This is a reprint from a recent study.
A study has found that microbes in your gut may influence the progression of multiple sclerosis (MS). It could be a key step towards specific treatment, and help solve what causes MS.
Published in the Proceedings of the National Academy of Sciences, two different teams conducted separate research and made the same findings. One was from the University of California, San Francisco, and the other from the Max Planck Institute in Germany.
The first team investigated the gut microbiomes of 71 MS patients and 71 control subjects. They identified specific species of bacteria that were more common in the former than the latter. Next, they exposed these bacteria to human immune cells, and found that two species triggered cells to become pro-inflammatory. One found at lower levels triggered immune responses.
In tests on mice, they found that these bacteria had a similar effect. Replacing mice microbiomes with those from an MS patient caused the mice to lose immune-regulatory cells and develop neurodegeneration, a pathway to MS.
The second study came to a similar conclusion, finding that microbiome transplants could increase symptoms in mice.
“Two different groups, using two separate cohorts of patients and controls, and two distinct mouse models of the disease, saw very similar results,” Egle Cekanaviciute said in a statement, who was involved in both studies. “This is very promising evidence that we’re on the right track.”
MS affects about 2.5 million people across the globe, and is known as an autoimmune neurodegenerative disorder. It can lead to loss of vision, weakness, and even paralysis. It’s caused by the immune system attacking the insulation around nerve cells, called myelin, but scientists have been at a loss to explain why this occurs.

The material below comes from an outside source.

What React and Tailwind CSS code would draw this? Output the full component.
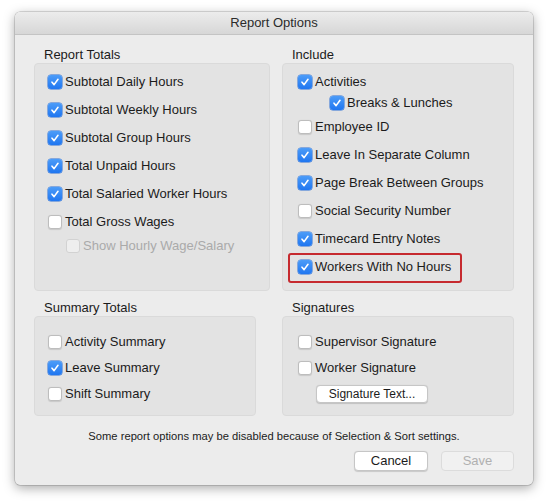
import React from 'react'

const FONT = { fontFamily: '"Liberation Sans", Arial, sans-serif' }

function Check({ on, disabled }) {
  if (on) {
    return (
      <span className="flex h-[14px] w-[14px] shrink-0 items-center justify-center rounded-[3px] bg-gradient-to-b from-[#4c9cf8] to-[#1f76f0] shadow-[0_0_0_0.5px_#2a6fd6]">
        <svg width="10" height="10" viewBox="0 0 10 10">
          <path d="M2 5.2 L4.1 7.6 L8 2.3" fill="none" stroke="#fff" strokeWidth="1.6" strokeLinecap="round" strokeLinejoin="round" />
        </svg>
      </span>
    )
  }
  return (
    <span
      className={
        disabled
          ? 'h-[14px] w-[14px] shrink-0 rounded-[3px] border border-[#d2d2d2] bg-[#eeeeee]'
          : 'h-[14px] w-[14px] shrink-0 rounded-[3px] border border-[#bdbdbd] bg-white shadow-[0_0.5px_1px_rgba(0,0,0,0.12)]'
      }
    />
  )
}

function Row({ label, on, disabled, h = 'h-[28px]', indent = '' }) {
  return (
    <div className={`flex items-center gap-[3px] ${h} ${indent}`}>
      <Check on={on} disabled={disabled} />
      <span className={disabled ? 'text-[#aaaaaa]' : 'text-[#1b1b1b]'}>{label}</span>
    </div>
  )
}

function Group({ title, children, className = '' }) {
  return (
    <div className="flex flex-col">
      <div className="h-[16px] pl-[10px] leading-[16px] text-[#1b1b1b]">{title}</div>
      <div className={`rounded-[4px] border border-[#dadada] bg-[#e3e3e3] pl-[13px] ${className}`}>
        {children}
      </div>
    </div>
  )
}

function Button({ children, disabled, w }) {
  return (
    <div
      className={`flex h-[20px] items-center justify-center rounded-[4px] border text-[13px] ${w} ${
        disabled
          ? 'border-[#dcdcdc] bg-[#f1f1f1] text-[#b0b0b0]'
          : 'border-[#c6c6c6] bg-white text-[#1b1b1b] shadow-[0_0.5px_1px_rgba(0,0,0,0.15)]'
      }`}
    >
      {children}
    </div>
  )
}

export default function App() {
  return (
    <div className="h-[502px] w-[550px] bg-white pl-[15px] pt-[12px] text-[13px]" style={FONT}>
      <div className="flex h-[473px] w-[518px] flex-col overflow-hidden rounded-[5px] bg-[#ececec] shadow-[0_3px_12px_rgba(0,0,0,0.35),0_0_0_0.5px_rgba(0,0,0,0.25)]">
        {/* Title bar */}
        <div className="flex h-[23px] items-center justify-center border-b border-[#c4c4c4] bg-gradient-to-b from-[#ececec] to-[#d7d7d7] text-[13px] text-[#2b2b2b]">
          Report Options
        </div>

        <div className="flex flex-1 flex-col px-[19px] pt-[12px]">
          <div className="grid grid-cols-[236px_232px] gap-x-[12px]">
            <Group title="Report Totals" className="h-[228px] pt-[4px]">
              <Row label="Subtotal Daily Hours" on />
              <Row label="Subtotal Weekly Hours" on />
              <Row label="Subtotal Group Hours" on />
              <Row label="Total Unpaid Hours" on />
              <Row label="Total Salaried Worker Hours" on />
              <Row label="Total Gross Wages" />
              <Row label="Show Hourly Wage/Salary" disabled h="h-[20px]" indent="ml-[18px] gap-[2px]" />
            </Group>

            <Group title="Include" className="h-[228px] pt-[4px] pl-[15px]">
              <Row label="Activities" on />
              <Row label="Breaks & Lunches" on h="h-[14px]" indent="ml-[32px]" />
              <div className="h-[3px]" />
              <Row label="Employee ID" />
              <Row label="Leave In Separate Column" on />
              <Row label="Page Break Between Groups" on />
              <Row label="Social Security Number" />
              <Row label="Timecard Entry Notes" on />
              <div className="relative">
                <Row label="Workers With No Hours" on />
                <span className="pointer-events-none absolute -left-[10px] top-0 h-[30px] w-[174px] rounded-[3px] border-2 border-[#c62a2f]" />
              </div>
            </Group>

            <div className="mt-[9px] w-[222px]">
              <Group title="Summary Totals" className="h-[100px] pt-[12px]">
                <Row label="Activity Summary" h="h-[26px]" />
                <Row label="Leave Summary" on h="h-[26px]" />
                <Row label="Shift Summary" h="h-[26px]" />
              </Group>
            </div>

            <div className="mt-[9px]">
              <Group title="Signatures" className="h-[100px] pt-[12px] pl-[15px]">
                <Row label="Supervisor Signature" h="h-[26px]" />
                <Row label="Worker Signature" h="h-[26px]" />
                <div className="ml-[18px] mt-[4px] flex h-[18px] w-[112px] items-center justify-center rounded-[4px] border border-[#c6c6c6] bg-white text-[12px] text-[#1b1b1b] shadow-[0_0.5px_1px_rgba(0,0,0,0.15)]">
                  Signature Text...
                </div>
              </Group>
            </div>
          </div>

          <div className="mt-[12px] text-center text-[11.2px] leading-[16px] text-[#1b1b1b]">
            Some report options may be disabled because of Selection &amp; Sort settings.
          </div>

          <div className="mt-[7px] flex justify-end gap-[13px]">
            <Button w="w-[74px]">Cancel</Button>
            <Button w="w-[73px]" disabled>Save</Button>
          </div>
        </div>
      </div>
    </div>
  )
}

These latest studies could provide an answer. While the microbiome probably isn’t the only trigger, it could play a role. This could lead to some new treatments in the future to help tackle MS.
“The microbiome is very malleable,” said Sergio Baranzini, also involved in both studies. “You could relatively easily change it in an adult who has MS or is susceptible – something you cannot do with their genetics. This is not a magical approach, but it is hopeful.”